RPVの炉内構造物の検査1件当たりに費やされるコストも最近、機器本体価格コストの1/3近くにまで上昇してきている。ライフサイクル全体を対象にしたコスト(LCC)評価結果から、将来の検査コストのさらなる高騰や、追加保修作業の増大、新規問題の発生などといった要因を考慮すると、炉内構造物は早めに交換した方が、経済的に有利になるとの結論が得られた。
フォルスマークマーク1&2号で採用が予定されている鍛造型炉心シュラウド
最近、フォルスマーク1&2号BWR 2基に対する上部炉心支持グリッド(トップガイド)と炉心シュラウドの交換契約がABB
アトムとの間で締結された。一連の作業は、2000年内に終了する予定になっている。両号炉に対する契約締結に際して、顧客により、鍛造による機械加工(溶接カ所を設けない)と、従来型の溶接を伴う機械加工の2種類の選択枝についての比較評価がなされた。両ケースに対しプラント所有者により実施された検査コストに関する評価結果から、鍛造加工方式が選択採択されることになった。シュラウド主要部は、単一鍛造材から機械加工されるが、トップガイドはセン2種類の鍛造材によって加工され、ターピースと外部リングガイドはピンによって結合される構造になっている。設計寿命は、両ケース共40年が想定された。
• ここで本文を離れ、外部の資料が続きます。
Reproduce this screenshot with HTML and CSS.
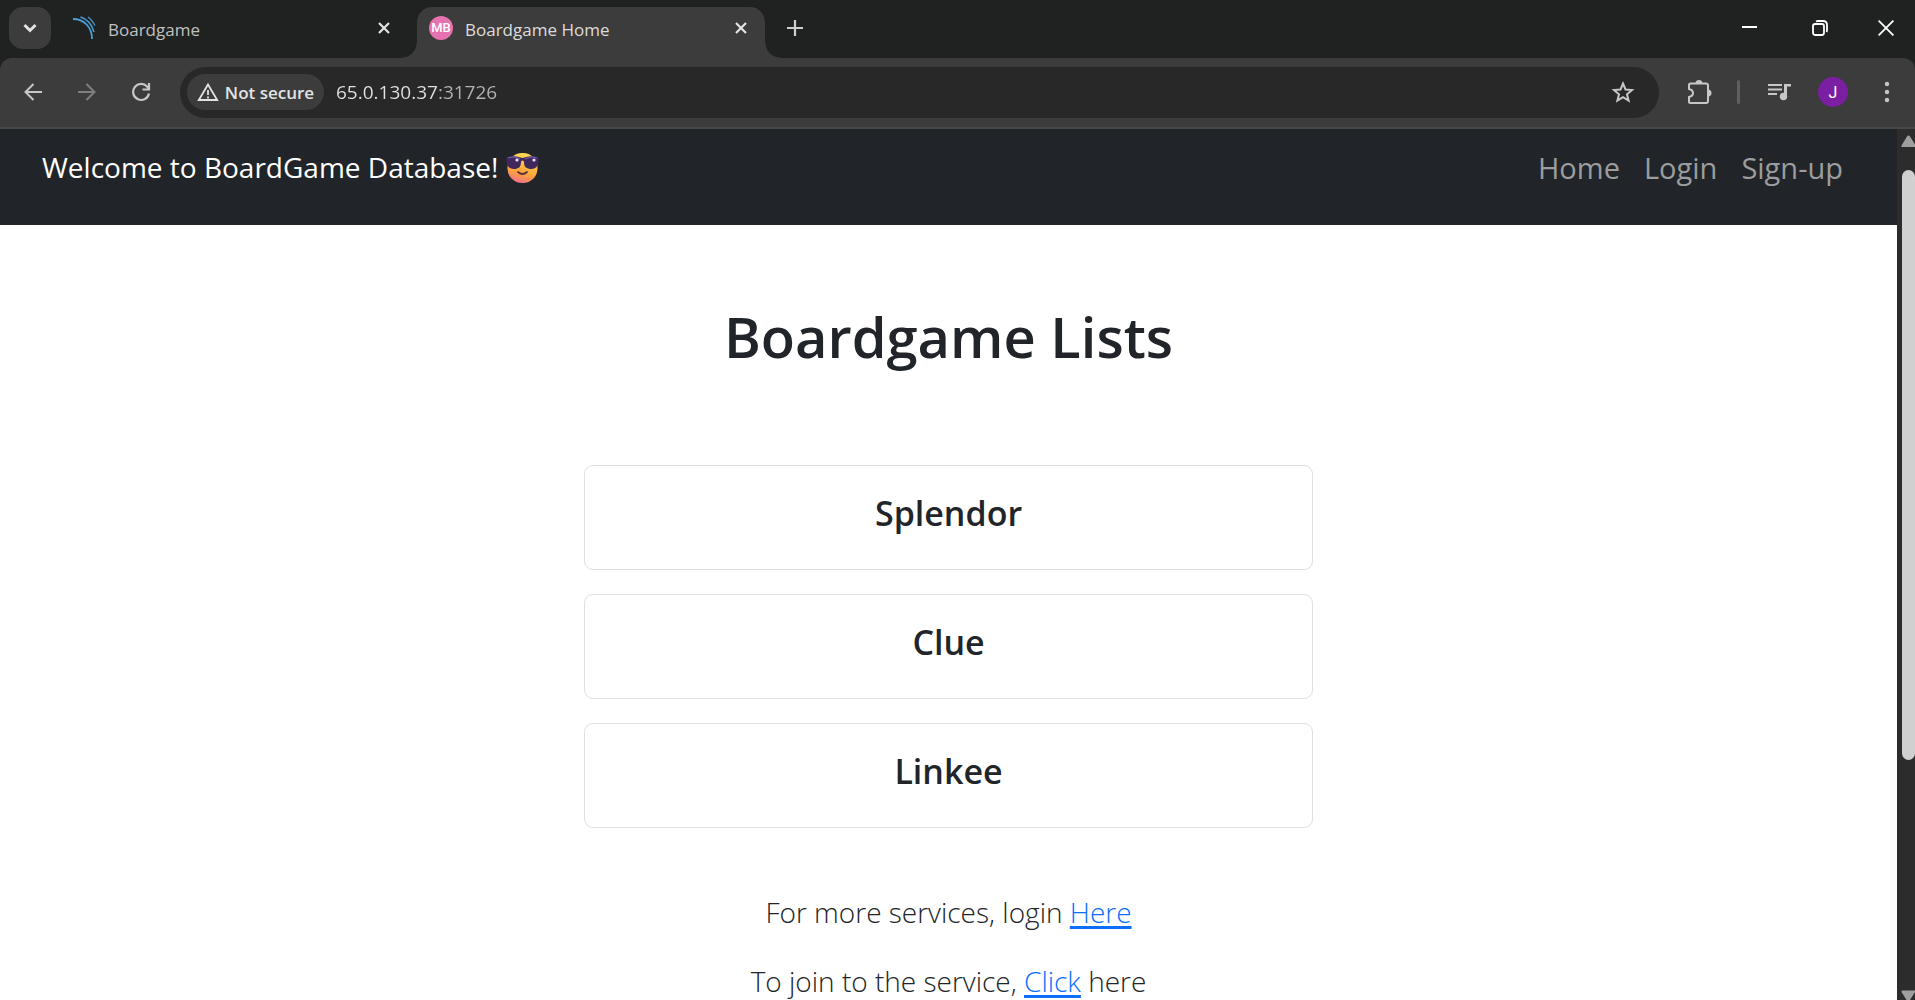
FILE: index.html
```html
<!DOCTYPE html>
<html lang="en">
<head>
<meta charset="utf-8">
<title>Boardgame Home</title>
<link rel="stylesheet" href="styles.css">
</head>
<body>
<header class="browser">
  <div class="tabstrip">
    <button class="tab-search" aria-label="Search tabs">
      <svg width="16" height="16" viewBox="0 0 16 16" fill="none" stroke="#e3e3e3" stroke-width="3"><path d="M2.500 5 8 10.500 13.500 5"/></svg>
    </button>
    <div class="tab">
      <svg width="24" height="24" viewBox="0 0 24 24" fill="none" stroke="#4b9fd5"><path stroke-width="1.800" d="M1 3C12 3 20 11 20 23"/><path stroke-width="1.500" d="M8.500 1C15 3 20 9 22 16"/><path stroke-width="1.200" d="M16 1c3 2 5 5 7 8.500"/></svg>
      <span class="tab-title">Boardgame</span>
      <button class="tab-close" aria-label="Close tab"><svg width="12" height="12" viewBox="0 0 12 12" stroke="#e3e3e3" stroke-width="2.200"><path d="m1 1 10 10M11 1 1 11"/></svg></button>
    </div>
    <div class="tab tab-active">
      <span class="favicon">MB</span>
      <span class="tab-title">Boardgame Home</span>
      <button class="tab-close" aria-label="Close tab"><svg width="12" height="12" viewBox="0 0 12 12" stroke="#e3e3e3" stroke-width="2.200"><path d="m1 1 10 10M11 1 1 11"/></svg></button>
    </div>
    <button class="new-tab" aria-label="New tab"><svg width="16" height="16" viewBox="0 0 16 16" stroke="#d0d0d0" stroke-width="2.200"><path d="M8 0v16M0 8h16"/></svg></button>
    <div class="window-controls">
      <button aria-label="Minimize"><svg width="16" height="16" viewBox="0 0 16 16" stroke="#fff" stroke-width="2"><path d="M0 7h15"/></svg></button>
      <button aria-label="Restore"><svg width="16" height="16" viewBox="0 0 16 16" fill="none" stroke="#fff" stroke-width="1.800"><rect x="1" y="4" width="11" height="11" rx="2.200"/><path d="M4 1.500Q5 1 6 1h5q4 0 4 4v5q0 1-.5 2"/></svg></button>
      <button aria-label="Close"><svg width="16" height="16" viewBox="0 0 16 16" stroke="#fff" stroke-width="1.800"><path d="m.6.600 14.800 14.800M15.400.600.600 15.400"/></svg></button>
    </div>
  </div>
  <div class="toolbar">
    <button class="tool" aria-label="Back"><svg width="18" height="18" viewBox="0 0 18 18" fill="none" stroke="#c7c7c7" stroke-width="2"><path d="M18 9H1.500M9.500 1l-8 8 8 8"/></svg></button>
    <button class="tool" aria-label="Forward"><svg width="18" height="18" viewBox="0 0 18 18" fill="none" stroke="#7f7f7f" stroke-width="2"><path d="M0 9h16.500M8.500 1l8 8-8 8"/></svg></button>
    <button class="tool" aria-label="Reload"><svg width="20" height="20" viewBox="0 0 20 20" fill="none" stroke="#c7c7c7" stroke-width="2.200"><path d="M18 11.500A8 8 0 1 1 16 4.500l2 2.500"/><path d="M18 1v6.500h-6.500"/></svg></button>
    <div class="omnibox">
      <button class="security">
        <svg width="22" height="20" viewBox="0 0 22 20" fill="none" stroke="#e3e3e3" stroke-width="1.800"><path d="M11 2.500 1.800 18h18.400z"/><path d="M11 8v5M11 14.500v2"/></svg>
        Not secure
      </button>
      <input class="address" type="text" aria-label="Address" value="65.0.130.37:31726">
      <button class="bookmark" aria-label="Bookmark"><svg width="24" height="24" viewBox="0 0 24 24" fill="none" stroke="#c7c7c7" stroke-width="2"><path d="m12 3.500 2.500 6 6.500.5-5 4.300 1.600 6.400L12 17.200l-5.600 3.500L8 14.300 3 10l6.500-.5z"/></svg></button>
    </div>
    <button class="tool extensions" aria-label="Extensions"><svg width="26" height="26" viewBox="0 0 26 26" fill="none" stroke="#c7c7c7" stroke-width="2"><path d="M3.500 4.500H19q2 0 2 2V22q0 2-2 2H3.500q-1.500 0-1.500-1.500V18q4-1 4-4t-4-4V6q0-1.500 1.500-1.500z"/><path fill="#c7c7c7" stroke="none" d="M8.500 4.500a3.500 3.500 0 0 1 7 0zM21 10.500a3.500 3.500 0 0 1 0 7z"/></svg></button>
    <span class="divider"></span>
    <button class="tool media" aria-label="Media control"><svg width="24" height="20" viewBox="0 0 24 20" fill="#c7c7c7"><path d="M1 2h14v2H1zM1 6.500h14v2H1zM1 11h9v2H1zM17 2h7v2.500h-4V14h-3z"/><circle cx="16.500" cy="14.500" r="3.700"/></svg></button>
    <button class="profile" aria-label="Profile">J</button>
    <button class="tool menu" aria-label="Menu"><svg width="6" height="22" viewBox="0 0 6 22" fill="#c7c7c7"><circle cx="3" cy="3" r="2.200"/><circle cx="3" cy="11" r="2.200"/><circle cx="3" cy="19" r="2.200"/></svg></button>
  </div>
</header>
<div class="viewport">
  <div class="page">
    <nav class="navbar">
      <a class="brand" href="#">Welcome to BoardGame Database!
        <svg width="33" height="32" viewBox="0 0 33 32" role="img" aria-label="Smiling face with sunglasses"><defs><linearGradient id="face" x1=".6" y1="0" x2=".3" y2="1"><stop offset="0" stop-color="#ffdc58"/><stop offset=".65" stop-color="#ffa43c"/><stop offset="1" stop-color="#ef6d8d"/></linearGradient></defs><rect x="1.500" y="1" width="30" height="30" rx="14.500" fill="url(#face)"/><path d="M.5 6q0-1.500 2-1.500Q9 3.500 14.500 5.500q2 .8 4 0Q24 3.500 30.500 4.500q2 0 2 1.500v3c0 5-3 8-7 8-5 0-7.500-2-7.500-7q0-1.500-1.500-1.500T15 10c0 5-2.500 7-7 7C3.500 17 .5 14 .5 9z" fill="#40285c"/><path d="M2 6q6-2 12 1M19 7q6-3 12-1" stroke="#6c5aa0" stroke-width="1.200" fill="none"/><circle cx="11" cy="8" r="1.600" fill="#e8e0ff"/><circle cx="28" cy="8" r="1.600" fill="#e8e0ff"/><path d="M12 20q4.500 4 9 0" fill="none" stroke="#5a3040" stroke-width="1.800" stroke-linecap="round"/></svg>
      </a>
      <div class="links"><a href="#">Home</a><a href="#">Login</a><a href="#">Sign-up</a></div>
    </nav>
    <main class="content">
      <h1>Boardgame Lists</h1>
      <div class="games">
        <h2 class="card">Splendor</h2>
        <h2 class="card">Clue</h2>
        <h2 class="card">Linkee</h2>
      </div>
      <p>For more services, login <a href="#">Here</a></p>
      <p>To join to the service, <a href="#">Click</a> here</p>
    </main>
  </div>
  <div class="scrollbar" aria-hidden="true">
    <svg width="18" height="12" viewBox="0 0 18 12" fill="#9f9f9f"><path d="M4.500 10.500 10 1.500q1.500-2 3 0L18 9.500V12H5.500q-1.500 0-1-1.500z"/></svg>
    <div class="track"><div class="thumb"></div></div>
    <svg width="18" height="10" viewBox="0 0 18 10" fill="#9f9f9f"><path d="M4.500 2q-.5-1.500 1-1.500H18V2l-5 8h-3.500z"/></svg>
  </div>
</div>
</body>
</html>
```
FILE: styles.css
```css
* { box-sizing: border-box; }

body {
  margin: 0;
  height: 100vh;
  display: flex;
  flex-direction: column;
  overflow: hidden;
  background: #202221;
  font-family: "Open Sans", "Noto Sans", sans-serif;
}

button {
  display: flex;
  align-items: center;
  justify-content: center;
  padding: 0;
  border: 0;
  background: none;
  color: #e3e3e3;
  font-family: inherit;
}

svg { display: block; flex: none; }

.browser { flex: none; }

.tabstrip {
  display: flex;
  height: 58px;
  padding: 7px 0 0 9px;
}

.tab-search {
  width: 42px;
  height: 42px;
  border-radius: 14px;
  background: #3c3c3c;
}

.tab {
  position: relative;
  display: flex;
  align-items: center;
  gap: 12px;
  width: 348px;
  padding: 0 18px 9px 12px;
  color: #c0c0c0;
  font-size: 17px;
}

.tab:not(.tab-active) {
  width: 357px;
  margin-left: 9px;
  padding-right: 27px;
}

.tab-active {
  border-radius: 15px 15px 0 0;
  background: #3c3c3c;
  color: #dcdcdc;
}

.tab-active::before,
.tab-active::after {
  content: "";
  position: absolute;
  bottom: 0;
  width: 15px;
  height: 15px;
}

.tab-active::before {
  right: 100%;
  background: radial-gradient(circle at 0 0, transparent 14px, #3c3c3c 15px);
}

.tab-active::after {
  left: 100%;
  background: radial-gradient(circle at 100% 0, transparent 14px, #3c3c3c 15px);
}

.tab-title {
  flex: 1;
  padding-top: 2px;
}

.favicon {
  width: 24px;
  border-radius: 50%;
  background: #e672b0;
  color: #fff;
  font: 500 13px/24px Roboto, sans-serif;
  text-align: center;
}

.new-tab {
  width: 60px;
  height: 42px;
}

.window-controls {
  display: flex;
  flex: 1;
  justify-content: flex-end;
  height: 41px;
}

.window-controls button { width: 69px; }
.window-controls button:last-child { width: 60px; padding-left: 2px; }

.window-controls button:first-child,
.window-controls button:nth-child(2) { width: 70px; }

.toolbar {
  display: flex;
  align-items: center;
  height: 71px;
  padding: 0 1px 1px 6px;
  border-bottom: 2px solid #484848;
  border-radius: 12px 12px 0 0;
  background: #3c3c3c;
}

.tool {
  width: 54px;
  height: 51px;
}

.omnibox {
  display: flex;
  flex: 1;
  align-items: center;
  gap: 12px;
  height: 51px;
  margin-left: 12px;
  padding: 0 24px 0 7px;
  border-radius: 26px;
  background: #282828;
}

.security {
  gap: 6px;
  width: 137px;
  height: 36px;
  border-radius: 18px;
  background: #3c3c3c;
  font-size: 17px;
  font-weight: 600;
}

.address {
  flex: 1;
  padding: 0;
  border: 0;
  background: linear-gradient(to right, #e3e3e3 103px, #b4b4b4 103px);
  background-clip: text;
  color: transparent;
  font: 19px/27px "Open Sans", sans-serif;
}

.extensions { margin-left: 14px; }

.divider {
  width: 3px;
  height: 24px;
  margin-left: 10px;
  border-radius: 2px;
  background: #5f5f5f;
}

.media { margin-left: 12px; }

.profile {
  width: 30px;
  height: 30px;
  margin-left: 12px;
  border-radius: 50%;
  background: #7b1fa2;
  color: #fff;
  font: 16px Roboto, sans-serif;
}

.menu { margin-left: 12px; }

.viewport {
  display: flex;
  flex: 1;
  min-height: 0;
}

.page {
  flex: 1;
  overflow: hidden;
  background: #fff;
  color: #212529;
}

.navbar {
  display: flex;
  justify-content: space-between;
  height: 96px;
  padding: 16px 54px 0 42px;
  background: #212529;
  font-size: 28px;
  line-height: 45px;
}

.navbar a { text-decoration: none; }

.brand {
  display: flex;
  align-items: center;
  gap: 8px;
  color: #fff;
}

.brand, .links { height: 45px; }

.links {
  display: flex;
  gap: 24px;
  font-size: 29px;
}

.links a { color: #9b9d9e; }

.content {
  padding: 75px 24px 0;
  text-align: center;
}

h1 {
  margin: 0 0 93px;
  font-size: 56px;
  font-weight: 600;
  line-height: 72px;
}

.games {
  display: flex;
  flex-direction: column;
  gap: 24px;
  max-width: 729px;
  margin: 0 auto 62px;
}

.card {
  height: 105px;
  margin: 0;
  padding: 26px 0;
  border: 1px solid #dee0e2;
  border-radius: 9px;
  font-size: 34px;
  font-weight: 600;
  line-height: 43px;
}

p {
  margin: 0 0 24px;
  font-size: 28px;
  font-weight: 300;
  line-height: 45px;
}

p a {
  color: #0d6efd;
  text-decoration-thickness: 3px;
  text-underline-offset: 3px;
}

.scrollbar {
  display: flex;
  flex-direction: column;
  width: 18px;
  padding-top: 6px;
  background: #2c2c2c;
}

.track {
  flex: 1;
  padding: 23px 0 0 5px;
}

.thumb {
  height: 72%;
  border-radius: 7px;
  background: #d0d0d0;
}
```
鍛造加工技術の進歩によって、これら最新設計手法の採用が可能になった。BWR炉内構造物の材料仕様の決定や、形状にマッチしたリングやディスクの鍛造プロセスの開発作業が鉄鋼メーカーの主導によって進められた。これらの鍛造品は詳細仕様に基づいて加工される。炉心シュラウドと上部炉心グリッドの加工を、同一業者に発注することにより、サイトへの搬送に先立ち、これら構造物の機械寸法に対するマッチング検査を、同一製造工場内で行うことができるようになる。
将来計画
これまでに蓄積された多くの運転経験から、BWRの寿命は、そのほとんどが当初の40年の設計目標から大幅延長できるとの見通しが得られた。しかし、たとえば炉心シュラウドなどの幾つかの炉内構造物のについては、プラント寿命期間中に交換する方が有利になるとの認識を持つ必要がある。このため、ABB
アトム設計のBWR炉内構造物については、寿命半ばでの交換が容易に行えるよう、設計時に多くの配慮が払われている。これは、現在運転中のABB
アトム設計のBWRすべてに共通の設計思想になっており、またこの考え方は最新設計プラントのBWR90+にも引き継がれている。
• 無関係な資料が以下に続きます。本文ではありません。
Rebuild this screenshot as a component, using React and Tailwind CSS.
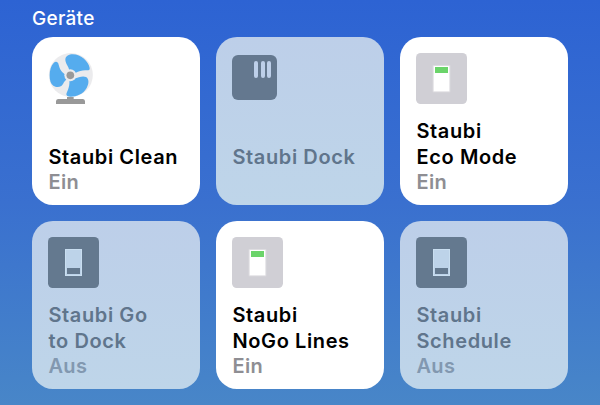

オスカーシャム1号での交換経験に基づいた評価結果から、他のベンダー設計の
BWRプラントに対しても、プラント計画停止期間を一部延長させることによって、合理的なクリティカルパス内で、炉心シュラウドの交換の可能なことが判明した。最近の機械設備機器コストの上昇傾向や、加工技術の進歩といった状況を考慮すると、最新の鍛造設計手法の採用は、将来のBWRの新規建設時だけでなく、既存プラントの炉内構造物の交換に対しても、最も魅力的な方法になる可能性を秘めている。プラント燃料交換停止時に同時実施される他の作業の内容にもよるが、炉内構造物の交換に必要なクリティカルパスは、プラント所有者の実施するコスト評価に際しての重要パラメータの一つになる。ABB
アトムは、今後の活動方針として、BWR 設計プラントすべてに対しシュラウド交換期間のさらなる短縮化の実現にその目標を定めている。